The Administration commends the Committee for developing a bill that provides sufficient funding to implement the National Capital Revitalization and Self-Government Improvement Act of 1997 successfully. The Senate is urged to approve a bill that is free of extraneous provisions.
The Administration strongly supports charter schools which provide parents and students more choice within the public education system. However, the Administration understands that an amendment may be offered that would provide for the use of school vouchers in the District. The Administration would strongly oppose any legislation allowing the use of Federal taxpayer funds for private school vouchers. Instead of investing additional resources in public schools, vouchers would allow a few selected students to attend private schools, and would draw attention away from the hard work of reforming public schools that serve the overwhelming majority of D.C. students. Establishing a private school voucher system in the Nation's Capital would set a dangerous pr ecedent for using Federal taxpayer funds for schools that are not accountable to the public.

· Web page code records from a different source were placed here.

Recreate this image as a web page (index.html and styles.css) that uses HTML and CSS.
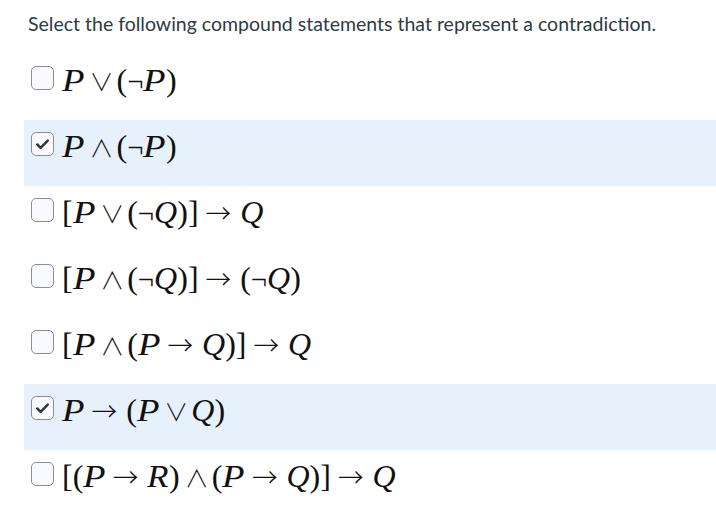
FILE: index.html
```html
<!DOCTYPE html>
<html>
<head>
<meta charset="utf-8">
<link rel="stylesheet" href="styles.css">
</head>
<body>
<p class="prompt">Select the following compound statements that represent a contradiction.</p>
<div class="options">
  <div class="opt"><span class="box"></span><span class="math"><i class="vp">P</i><span class="bin">∨</span>(<span class="neg">¬</span><i class="vp">P</i>)</span></div>
  <div class="opt sel"><span class="box"><svg viewBox="0 0 22 22" width="22" height="22"><path d="M5.5 11.5 L9 15 L16.5 7.5" fill="none" stroke="#333" stroke-width="2.6" stroke-linecap="round" stroke-linejoin="round"/></svg></span><span class="math"><i class="vp">P</i><span class="bin">∧</span>(<span class="neg">¬</span><i class="vp">P</i>)</span></div>
  <div class="opt"><span class="box"></span><span class="math">[<i class="vp">P</i><span class="bin">∨</span>(<span class="neg">¬</span><i class="vq">Q</i>)]<span class="rel">→</span><i class="vq">Q</i></span></div>
  <div class="opt"><span class="box"></span><span class="math">[<i class="vp">P</i><span class="bin">∧</span>(<span class="neg">¬</span><i class="vq">Q</i>)]<span class="rel">→</span>(<span class="neg">¬</span><i class="vq">Q</i>)</span></div>
  <div class="opt"><span class="box"></span><span class="math">[<i class="vp">P</i><span class="bin">∧</span>(<i class="vp">P</i><span class="rel">→</span><i class="vq">Q</i>)]<span class="rel">→</span><i class="vq">Q</i></span></div>
  <div class="opt sel"><span class="box"><svg viewBox="0 0 22 22" width="22" height="22"><path d="M5.5 11.5 L9 15 L16.5 7.5" fill="none" stroke="#333" stroke-width="2.6" stroke-linecap="round" stroke-linejoin="round"/></svg></span><span class="math"><i class="vp">P</i><span class="rel">→</span>(<i class="vp">P</i><span class="bin">∨</span><i class="vq">Q</i>)</span></div>
  <div class="opt"><span class="box"></span><span class="math">[(<i class="vp">P</i><span class="rel">→</span><i class="vr">R</i>)<span class="bin">∧</span>(<i class="vp">P</i><span class="rel">→</span><i class="vq">Q</i>)]<span class="rel">→</span><i class="vq">Q</i></span></div>
</div>
</body>
</html>
```
FILE: styles.css
```css
html, body {
  margin: 0;
  padding: 0;
  background: #ffffff;
}
body {
  font-family: Lato, "Liberation Sans", sans-serif;
  color: #2d3b45;
  width: 716px;
  overflow: hidden;
}
.prompt {
  margin: 0;
  padding: 12px 0 0 28px;
  font-size: 19.5px;
  line-height: 24px;
  height: 42px;
}
.options {
  margin-left: 24px;
}
.opt {
  height: 66px;
  box-sizing: border-box;
  padding: 12px 0 0 7px;
  display: flex;
  align-items: flex-start;
  gap: 8px;
}
.opt.sel {
  background: #e6f1fc;
}
.box {
  width: 23px;
  height: 24px;
  box-sizing: border-box;
  border: 1.5px solid #8a8f94;
  border-radius: 5px;
  background: #f8faff;
  display: flex;
  align-items: center;
  justify-content: center;
  flex-shrink: 0;
}
.box svg {
  display: block;
}
.math {
  font-family: "Liberation Serif", "DejaVu Serif", serif;
  font-size: 32px;
  line-height: 28px;
  color: #111;
  white-space: nowrap;
}
.math i {
  font-style: italic;
  display: inline-block;
  transform-origin: left center;
}
.vp {
  transform: scaleX(1.15);
  margin-right: 3px;
}
.vq {
  margin-right: 0;
}
.vr {
  transform: scaleX(1.1);
  margin-right: 2px;
}
.neg {
  font-size: 0.9em;
}
.bin {
  display: inline-block;
  margin: 0 3px 0 5px;
  font-family: "Noto Sans CJK JP", sans-serif;
  font-weight: 300;
  font-size: 0.75em;
}
.rel {
  display: inline-block;
  margin: 0 9px 0 7px;
  font-family: "Noto Sans CJK JP", sans-serif;
  font-weight: 300;
  font-size: 0.8em;
}
```
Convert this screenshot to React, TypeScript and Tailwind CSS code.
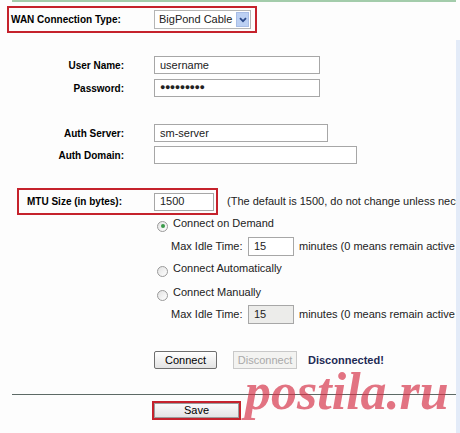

If such an amendment were adopted and included in the bill presented to the President, his senior advisers would recommend that the President veto the bill.
The Administration strongly opposes the abortion language of the Committee bill, which would prohibit the use of both Federal and District funds to pay for abortions except in those cases where the life of the mother is endangered or in situations of rape or incest. The Administration continues to view this prohibition on the use of local funds as an unwarranted intrusion into the affairs of the District and would support an amendment, if offered, to strike this prohibition.
The Administration understands that an amendment may be offered that would limit the use of a portion of the D.C. prison construction funds for housing inmates in private contract facilities. The Administration strongly opposes such a restriction on the use of these funds as it would hinder the Bureau of Prisons' ability to house serious violent offenders in a timely and cost effective manner. The amendment is not needed since the Revitalization Act already requires that fifty percent of D.C. inmates be housed in private contract facilities.
The Administration urges the Senate to consider an amendment that would make funds collected by the D.C. Courts available to the Courts for necessary expenses, including the funding of pension costs.